Recurring expansion. After a recurring reminder fires, the recurrence expander computes the next instance from the RRULE + IANA timezone, converts to UTC, and inserts into the appropriate time-bucket partition. Horizon: expand only 1–2 instances ahead (not "every Monday forever").
Interview answer
"Store reminders in Cassandra partitioned by fire_minute_utc. Scanner (leader-elected per shard) wakes every 60 s, reads the current-minute partition, dedup-checks via Redis SETNX, and dispatches to the configured channel (push/SMS/email). At-least-once by design — scanner re-processes unacked reminders. Client dedup by reminder_id. Timezones stored as IANA zone names, not offsets; UTC conversion happens at creation + recurrence expansion. Recurring reminders expand one instance ahead after each fire."
⚠
Anti-patterns
🚫
Store timezone as UTC offset (-05:00) instead of IANA name (America/New_York)
DST changes the offset twice a year. A daily 9am reminder created in winter fires at 10am local time in summer.

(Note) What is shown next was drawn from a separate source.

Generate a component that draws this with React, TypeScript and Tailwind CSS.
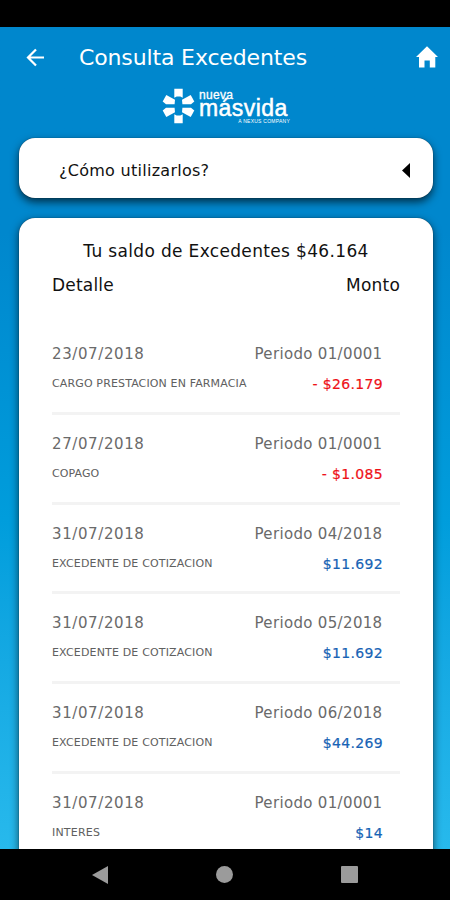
import React from "react";

type Entry = {
  date: string;
  period: string;
  detail: string;
  detailClass: string;
  amount: string;
  negative?: boolean;
};

const entries: Entry[] = [
  { date: "23/07/2018", period: "Periodo 01/0001", detail: "CARGO PRESTACION EN FARMACIA", detailClass: "tracking-[0.14px]", amount: "- $26.179", negative: true },
  { date: "27/07/2018", period: "Periodo 01/0001", detail: "COPAGO", detailClass: "tracking-[0.1px]", amount: "- $1.085", negative: true },
  { date: "31/07/2018", period: "Periodo 04/2018", detail: "EXCEDENTE DE COTIZACION", detailClass: "tracking-[0.16px]", amount: "$11.692" },
  { date: "31/07/2018", period: "Periodo 05/2018", detail: "EXCEDENTE DE COTIZACION", detailClass: "tracking-[0.16px]", amount: "$11.692" },
  { date: "31/07/2018", period: "Periodo 06/2018", detail: "EXCEDENTE DE COTIZACION", detailClass: "tracking-[0.16px]", amount: "$44.269" },
  { date: "31/07/2018", period: "Periodo 01/0001", detail: "INTERES", detailClass: "tracking-[0.2px]", amount: "$14" },
];

function Logo() {
  return (
    <div className="flex h-[36px] shrink-0 items-start justify-center gap-[4px] pl-[2px] text-white">
      <svg width="33" height="36" viewBox="0 0 33 36" fill="currentColor">
        <path d="M12.300 0.800h8.400v9l-2.400-1.300h-3.600l-2.400 1.300z" />
        <path d="M12.300 35.200h8.400v-9l-2.400 1.300h-3.600l-2.400-1.300z" />
        <path d="M4.300 7l8.700 4.700-.4 4.500H4L0.700 13.500z" />
        <path d="M28.700 7L20 11.700l.4 4.500H29l3.300-2.700z" />
        <path d="M4.300 29l8.700-4.700-.4-4.500H4L0.700 22.500z" />
        <path d="M28.700 29L20 24.300l.4-4.500H29l3.300 2.700z" />
      </svg>
      <div className="flex w-[91px] flex-col whitespace-nowrap font-['Liberation_Sans',sans-serif]">
        <span className="mt-[1px] h-[11px] text-[12px] leading-[12px] tracking-[0.3px] [-webkit-text-stroke:0.3px_white]">nueva</span>
        <span className="h-[19px] text-[23px] leading-[16px] tracking-[0.45px] [-webkit-text-stroke:0.5px_white]">másvida</span>
        <span className="self-end text-[5px] leading-[5px] tracking-[0.25px]">A NEXUS COMPANY</span>
      </div>
    </div>
  );
}

function Row({ entry }: { entry: Entry }) {
  return (
    <li className="flex h-[89.8px] shrink-0 flex-col border-b-[3px] border-[#f3f3f3] pt-[19px]">
      <div className="flex items-center justify-between pr-[17.5px] text-[15px] leading-[20px] text-[#6a6a6a]">
        <span className="tracking-[0.6px]">{entry.date}</span>
        <span className="tracking-[0.33px]">{entry.period}</span>
      </div>
      <div className="mt-[10px] flex items-center justify-between pr-[17px] leading-[20px]">
        <span className={`text-[11px] text-[#606060] ${entry.detailClass}`}>{entry.detail}</span>
        <span className={`text-[14px] tracking-[0.35px] [-webkit-text-stroke:0.2px_currentColor] ${entry.negative ? "text-[#ee1118]" : "text-[#1763b5]"}`}>{entry.amount}</span>
      </div>
    </li>
  );
}

export default function App() {
  return (
    <div className="flex h-[900px] w-[450px] flex-col overflow-hidden bg-black font-['DejaVu_Sans',sans-serif]">
      <div className="h-[27px] shrink-0 bg-black" />
      <main className="flex h-[822px] shrink-0 flex-col overflow-hidden bg-linear-to-b from-[#0087cd] from-25% via-[#009ddc] via-60% to-[#27b9ec]">
        <header className="flex h-[61px] shrink-0 items-center pr-[12px] pl-[26px] text-white">
          <svg width="19" height="19" viewBox="0 0 19 19" fill="none" stroke="currentColor" strokeWidth="2.200">
            <path d="M18 9.500H2.500M10 1.500l-8 8 8 8" />
          </svg>
          <h1 className="ml-[34px] flex-1 text-[22px] leading-[30px] tracking-[-0.14px]">Consulta Excedentes</h1>
          <svg className="-mt-[2px]" width="22" height="22" viewBox="0 0 22 22" fill="currentColor">
            <path d="M11 0.300L22 11h-2.700v10.500h-5.500v-7H8.500v7H3V11H0L11 0.300z" />
          </svg>
        </header>
        <Logo />
        <section className="mr-[17px] ml-[19px] mt-[14px] flex h-[60px] shrink-0 items-center justify-between rounded-[16px] bg-white pr-[23px] pl-[40px] shadow-[0_4px_8px_rgba(0,0,0,0.65),0_0_1px_rgba(0,0,0,0.7)]">
          <span className="mt-[5px] text-[16px] leading-[20px] tracking-[0.27px] text-[#111]">¿Cómo utilizarlos?</span>
          <svg className="mt-[5px]" width="8" height="15" viewBox="0 0 8 15">
            <path d="M8 0v15L0 7.500z" fill="#000" />
          </svg>
        </section>
        <section className="mr-[17px] ml-[19px] mt-[20px] flex h-[680px] shrink-0 flex-col rounded-[16px] bg-white pr-[33px] pl-[33px] shadow-[0_3px_8px_rgba(0,0,0,0.65),0_0_1px_rgba(0,0,0,0.7)]">
          <h2 className="mt-[22px] text-center text-[17px] leading-[22px] tracking-[0.34px] text-[#111]">Tu saldo de Excedentes $46.164</h2>
          <div className="mt-[12px] flex justify-between text-[17px] leading-[22px] tracking-[0.2px] text-[#111]">
            <span>Detalle</span>
            <span>Monto</span>
          </div>
          <ul className="mt-[29px] flex flex-col">
            {entries.map((entry, i) => (
              <Row key={i} entry={entry} />
            ))}
          </ul>
        </section>
      </main>
      <nav className="flex h-[51px] shrink-0 items-center justify-between bg-black pr-[92px] pl-[92px] text-[#9b9b9b]">
        <svg width="16" height="18" viewBox="0 0 16 18" fill="currentColor">
          <path d="M16 0v18L0 9z" />
        </svg>
        <div className="size-[17px] rounded-full bg-[#9b9b9b]" />
        <div className="size-[17px] rounded-[1px] bg-[#9b9b9b]" />
      </nav>
    </div>
  );
}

✓ Better: Store IANA zone + local time. Convert to UTC at computation time using a tz library.
🚫
Full-table scan every minute looking for due reminders
At 100M reminders, scanning the whole table every 60s is ~1.7M rows/sec just for the scan. Unscalable.
✓ Better: Partition by fire_minute_utc. Scanner reads only the one partition that's due now.
🚫
Expand all future instances of "every Monday forever" at creation time
Infinite storage. And if the user edits the recurrence, you have to delete + recreate all future instances.
✓ Better: Expand only the next 1–2 instances. After each fires, compute + insert the next one.
07
Tradeoffs & Design Choices
Polling (scanner every N sec) vs timer-wheel / DelayQueue. Polling is simpler and works well for minute-level precision. Timer wheels (Kafka-style) are better for sub-second precision but harder to distribute. For reminders (30 s tolerance): minute-bucket polling wins on simplicity.
At-least-once vs exactly-once delivery. Exactly-once across distributed systems is infeasible without 2PC (slow) or app-level dedup. At-least-once + dedup is the pragmatic answer. Client-side dedup is cheap (check reminder_id before displaying).
Cassandra vs Postgres for time buckets. Cassandra: partition by fire_minute_utc gives free sharding + fast partition reads. Postgres: range query on fire_at index, simpler ops. At 100M/day, Cassandra is the better fit. At 1M/day, Postgres is fine.
Single scanner leader vs sharded scanners. Single: simpler, no coordination needed, but SPOF. Sharded: each scanner owns a range of minutes (scanner_0 handles even minutes, scanner_1 handles odd, etc.). Leader election per shard via Redis lock.
Push vs pull for delivery confirmation. Push to APNs/FCM is fire-and-forget (no delivery guarantee from the platform). SMS has delivery receipts. Email has no reliable read-receipt. Accept: delivery = "we sent it"; display confirmation is the client's problem.
08
Failure Modes
⏰
Scanner leader dies mid-scan
Scanner crashes after dispatching 50 of 200 reminders in a minute bucket. 150 not fired.
→ Mitigation: leader lock has TTL (e.g., 90 s). On expiry, another scanner takes over and re-reads the partition. Already-dispatched reminders caught by dedup (Redis SETNX). 150 un-dispatched fire on retry.
🌍
IANA timezone database update
A country changes its DST rules (happens ~yearly somewhere). Existing reminders computed with old rules fire at wrong local time.
→ Mitigation: store local time + IANA zone; recompute UTC on each recurrence expansion. Batch re-index job when tz database updates: scan all reminders in affected zone, recompute fire_at_utc.
📱
Push notification not delivered (phone offline)
APNs/FCM queue the push; phone was off for 3 hours; by then the reminder is irrelevant.
→ Mitigation: set TTL on push (e.g., 1 hour). Fallback channel: if push not delivered within 5 min, send SMS. Channel escalation ladder: push → SMS → email.
🔁
Duplicate delivery on scanner restart
Scanner re-reads the same minute bucket after crash recovery. User gets the reminder twice.
→ Mitigation: Redis SETNX per reminder_id with 10-min TTL. Client-side dedup: reminder_id already displayed → skip. Belt + suspenders.
🗓️
"Last day of month" recurring reminder
User sets "remind me on the last day of every month." Feb has 28/29, Apr has 30, May has 31. RRULE BYMONTHDAY=-1 handles this — but naive implementations break.
→ Mitigation: use a proper RRULE library (e.g., python-dateutil, rrule.js) that handles BYMONTHDAY=-1 correctly. Never hand-roll date math.
09
Interview Tips
Lead with time-bucketed partitioning. "Cassandra partitioned by fire_minute_utc. Scanner reads one partition per tick." This is the insight.
IANA zone, not UTC offset. Say it explicitly: "we store America/New_York, not -05:00." This is the DST answer and shows you've hit this bug.
At-least-once + dedup is the pattern. Don't propose exactly-once. Acknowledge the duplicate risk; show the mitigation (Redis SETNX + client dedup).
Recurring = expand one ahead. Never pre-generate all future instances. Expand after each fire.
Channel escalation. Push fails silently; SMS is more reliable; email is least timely. Escalation ladder shows product thinking.